The final freeze out abundance is got in the limit Y_\infty=Y(x\longrightarrow \infty). Typically, \lambda >>1, and when Y_{EQ}\sim 1 and Y\approx Y_{EQ}, for x>>1, and there, the yield drops exponentially

\dfrac{dY}{dx}\approx \dfrac{\lambda Y^2}{x^2}

or

\dfrac{dY}{Y^2}\approx \dfrac{\lambda dx}{x^2}

Integrating this equation,

\displaystyle{\int_{Y_f}^{Y_\infty}\dfrac{dY}{Y^2}=\int_{x_f}^\infty \dfrac{\lambda}{dx}{x^2}}

and then

\dfrac{1}{Y_\infty}-\dfrac{1}{Y_f}=\dfrac{\lambda}{x_f}

Generally, Y_f>>Y_\infty and the freeze out temperature for WIMPs is got with the aid of the following equation

Y_\infty=\dfrac{x_f}{\lambda}

Indeed, n\langle \sigma v\rangle= H\longrightarrow x_f\sim 10

A qualitative numerical solution of the “WIMP” miracle (and its freeze out) is given by the following sketch

DMyieldWIMPmiracle

The present abundance of heavy particle relics gives

\rho_X=mY_\infty T_0^3\left(\dfrac{a_1T_1}{a_0T_0}\right)^3\approx \dfrac{mY_\infty T_0^3}{30}

and where the effect of entrpy dumping after the freeze-out is encoded into the factor

\left(\dfrac{a_1T_1}{a_0T_0}\right)^3 with \left(\dfrac{g_\star (0)}{g_\star (f)}\right)^3\approx \dfrac{1}{30}

Moreover, the DM energy density can also be estimated:

\Omega_X=\Omega_{DM}=\dfrac{x_f}{\lambda}\dfrac{mT_0^3}{30\rho_c}=\dfrac{H (m) x_fT_0^3}{30m^2\langle \sigma v\rangle\rho_c}

so

\Omega_X=\left[\dfrac{4\pi^3Gg_\star (m)}{45}\right]^{1/2}\dfrac{x_fT_0^3}{30\langle \sigma v\rangle \rho_c}=0\mbox{.}3h^{-2}\left(\dfrac{x_f}{10}\right)\left(\dfrac{g_\star (m)}{100}\right)^{1/2}\dfrac{10^{-39}cm^2}{\langle \sigma v\rangle}

The main (current favourite) candidate for WIMP particles are the so called lightest supersymmetric particles (LSP). However, there are other possible elections. For instance, Majorana neutrinos (or other sterile neutrino species), Z prime bosons, and other exotic particles. We observe that here there is a deep connection between particle physics, astrophysics and cosmology when we talk about the energy density and its total composition, from a fundamental viewpoint.

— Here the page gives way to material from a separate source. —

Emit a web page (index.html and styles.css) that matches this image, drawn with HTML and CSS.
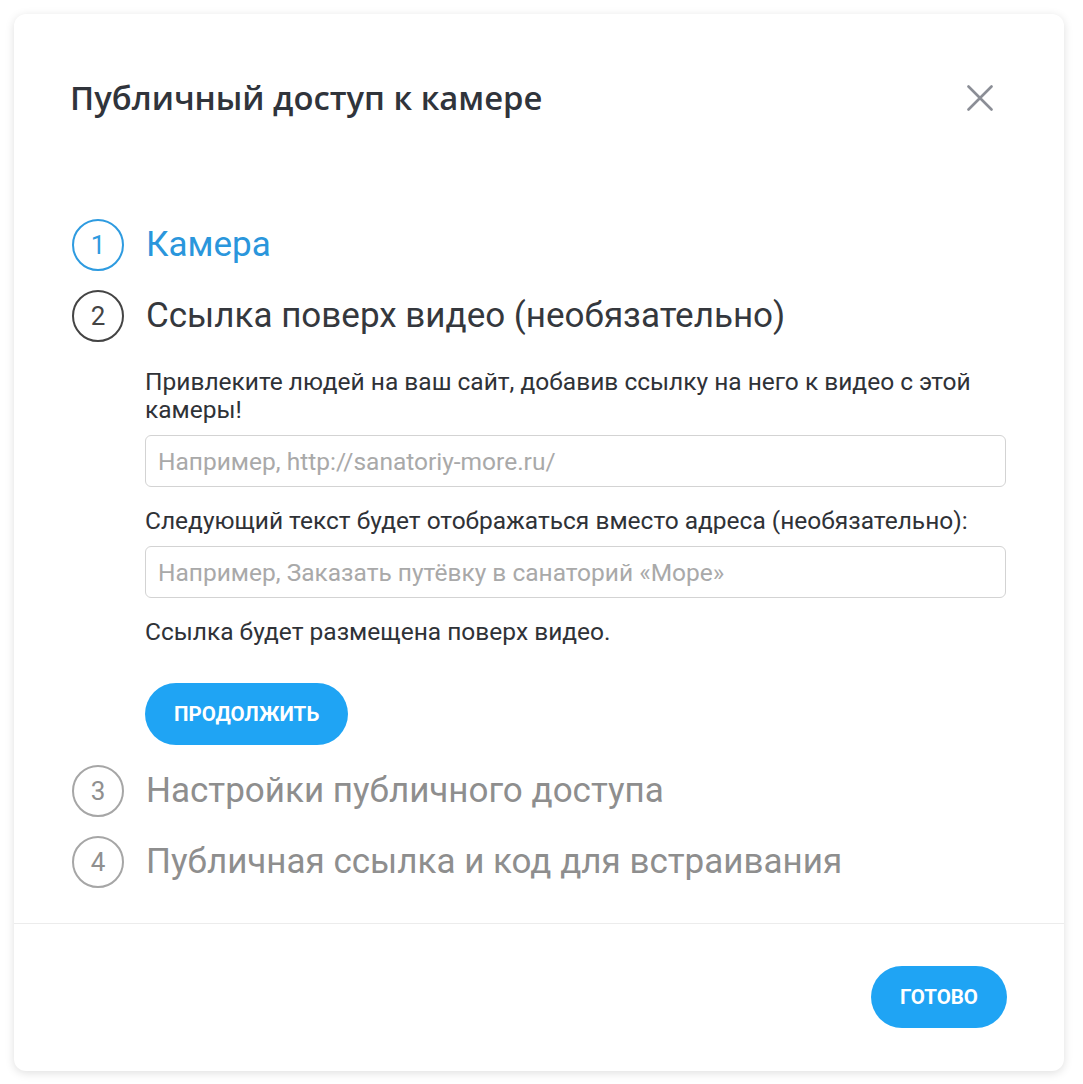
FILE: index.html
```html
<!DOCTYPE html>
<html lang="ru">
<head>
  <meta charset="UTF-8" />
  <title>Публичный доступ к камере</title>
  <link rel="stylesheet" href="styles.css">
</head>
<body>
  <div class="modal">
    <div class="modal-header">
      <h1 class="modal-title">Публичный доступ к камере</h1>
      <button class="close-btn" aria-label="Закрыть">
        <svg width="26" height="26" viewBox="0 0 26 26">
          <path d="M1.5 1.5 L24.5 24.5 M24.5 1.5 L1.5 24.5" stroke="#8b8e96" stroke-width="2.6" stroke-linecap="round" fill="none"/>
        </svg>
      </button>
    </div>

    <div class="steps">
      <div class="step step-done">
        <span class="step-num">1</span>
        <span class="step-title">Камера</span>
      </div>

      <div class="step step-active">
        <span class="step-num">2</span>
        <span class="step-title">Ссылка поверх видео (необязательно)</span>
      </div>

      <div class="step-body">
        <p class="hint">Привлеките людей на ваш сайт, добавив ссылку на него к видео с этой камеры!</p>
        <input class="field" type="text" placeholder="Например, http://sanatoriy-more.ru/">
        <p class="hint label">Следующий текст будет отображаться вместо адреса (необязательно):</p>
        <input class="field" type="text" placeholder="Например, Заказать путёвку в санаторий «Море»">
        <p class="hint note">Ссылка будет размещена поверх видео.</p>
        <button class="btn">Продолжить</button>
      </div>

      <div class="step step-next">
        <span class="step-num">3</span>
        <span class="step-title">Настройки публичного доступа</span>
      </div>

      <div class="step step-next">
        <span class="step-num">4</span>
        <span class="step-title">Публичная ссылка и код для встраивания</span>
      </div>
    </div>

    <div class="modal-footer">
      <button class="btn">Готово</button>
    </div>
  </div>
</body>
</html>
```

FILE: styles.css
```css
body {
  margin: 0;
  padding: 14px 19px 13px 14px;
  background: #fff;
  font-family: Roboto, "Noto Sans", sans-serif;
  color: #2f3237;
}

.modal {
  background: #fff;
  border-radius: 12px;
  box-shadow: 0 2px 10px rgba(0,0,0,0.13);
  height: 1057px;
  box-sizing: border-box;
  display: flex;
  flex-direction: column;
}

.modal-header {
  display: flex;
  align-items: center;
  justify-content: space-between;
  padding: 64px 71px 0 56px;
}

.modal-title {
  margin: 0;
  font-family: "Open Sans", sans-serif;
  font-weight: 600;
  font-size: 32.8px;
  line-height: 40px;
  color: #30343b;
}

.close-btn {
  border: none;
  background: none;
  padding: 0;
  cursor: pointer;
  display: flex;
}

/* kroky */
.steps {
  padding: 101px 58px 0 58px;
  flex-grow: 1;
}

.step {
  display: flex;
  align-items: center;
  gap: 22px;
  margin-bottom: 19px;
}

.step-num {
  width: 52px;
  height: 52px;
  box-sizing: border-box;
  border-radius: 50%;
  border: 2px solid #444;
  display: flex;
  align-items: center;
  justify-content: center;
  font-size: 26px;
  color: #444;
  flex-shrink: 0;
}

.step-title {
  font-size: 35px;
  line-height: 42px;
}

.step-done .step-num {
  border-color: #2e9be0;
  color: #2e9be0;
}
.step-done .step-title {
  color: #2a96dc;
}

.step-active .step-title {
  color: #35383d;
}

.step-next .step-num {
  border-color: #a6a6a6;
  color: #909090;
}
.step-next .step-title {
  color: #8e8e8e;
}

/* margin-top se slučuje s margin-bottom kroku nad ním */
.step-body {
  padding-left: 73px;
  margin-top: 26px;
  margin-bottom: 20px;
}

.hint {
  margin: 0;
  font-size: 24.5px;
  line-height: 28px;
  color: #2f3237;
}

.field {
  display: block;
  width: 100%;
  height: 52px;
  box-sizing: border-box;
  border: 1px solid #d3d3d3;
  border-radius: 6px;
  padding: 0 12px;
  font-family: Roboto, sans-serif;
  font-size: 24.5px;
  margin-top: 11px;
  margin-bottom: 20px;
}
.field::placeholder {
  color: #a9a9a9;
}

.note {
  margin-top: 18px;
}

.btn {
  background-color: #1fa4f4;
  color: #fff;
  border: none;
  border-radius: 31px;
  height: 62px;
  padding: 0 29px;
  font-family: Roboto, sans-serif;
  font-weight: 700;
  font-size: 20.5px;
  text-transform: uppercase;
  cursor: pointer;
}

.step-body .btn {
  margin-top: 37px;
}

.modal-footer {
  border-top: 1px solid #ececec;
  display: flex;
  justify-content: flex-end;
  padding: 42px 57px 43px;
}
```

Remark: there are also WISP particles (Weakly Interacting Slim Particles), like (superlight) axions and other exotics that could contribute to the DM energy density and/or the “dark energy”/vacum energy that we observe today. There are many experiments searching for these particles in laboratories, colliders, DM detection experiments and astrophysical/cosmological observations (cosmic rays and other HEP phenomena are also investigated to that goal).

See you in a next cosmological post!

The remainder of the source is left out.